Here is a sample SQL Monitor report showing inequal work distribution across PX servers.
In this example, the process p000 consumed much more database time compared to other processes in the same set (p001, p002, p003). This indicates the performance of this query would be better if each PX server performed similar amount of work. To find out why this process did more work you can go to the Plan Statistics tab and look at the runtime statistics for that individual process. Near the Plan Note button there is a list of PX servers consuming significant amount of database time.
If we look at the statistics for the process p000 we see that it spent most of the time in the join operation, and it processed 51M rows of the SALES_SKEW table (Line ID 12).
When you hover over the Actual Rows column for this line you can see the number of rows processed by this process compared to the number of rows processed by the whole parallel set.

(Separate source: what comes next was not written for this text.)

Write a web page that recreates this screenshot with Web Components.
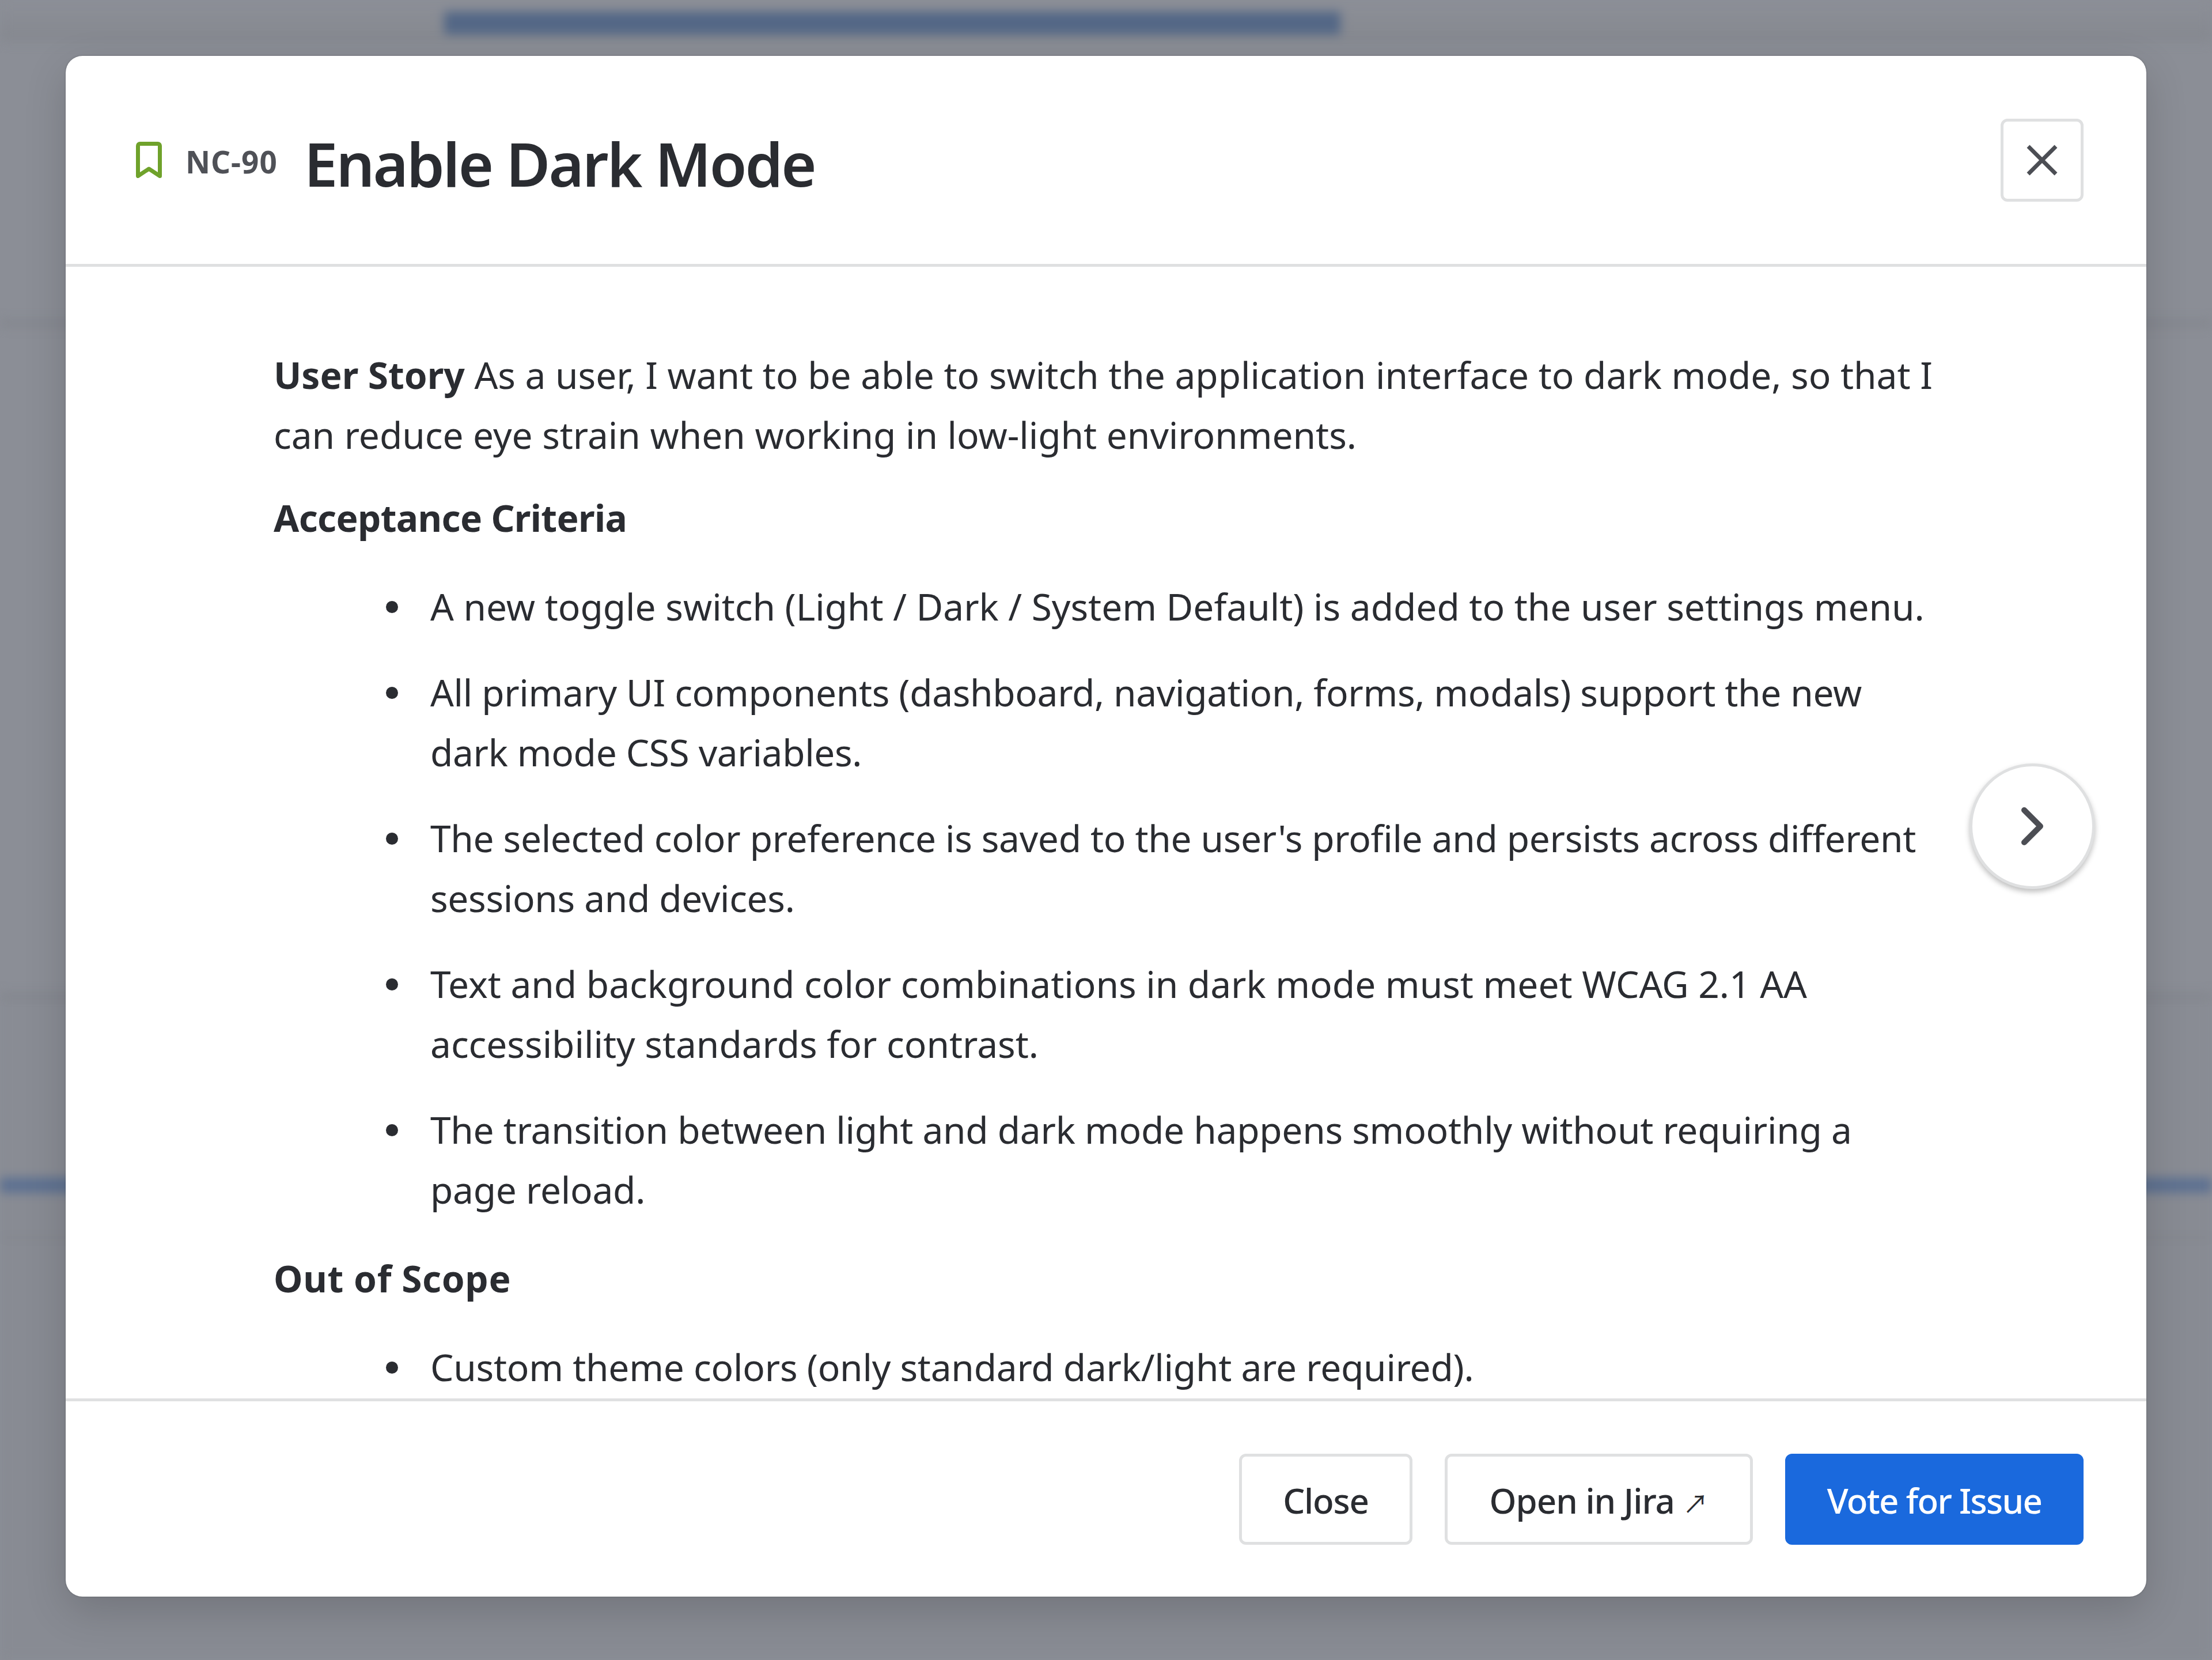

Here we see that this PX server processed 51M rows of the total 55M rows. The skew ratio of 3.73 indicates this process did 3.73/4 of the job as the DOP is 4 in this case.
This is because the join key column (CUST_ID) is highly skewed in the SALES_SKEW table, most of the rows have the same CUST_ID value. Since the plan is using HASH distribution (Line ID 14) all those rows were sent to the same process leading to inequal work distribution across PX servers.
For RAC databases Parallel tab shows the distribution of work across instances too, so you can compare the work done in each instance.
I hope this helps as a starting point for looking at parallel statements in SQL Monitor. As always, any comments are welcome.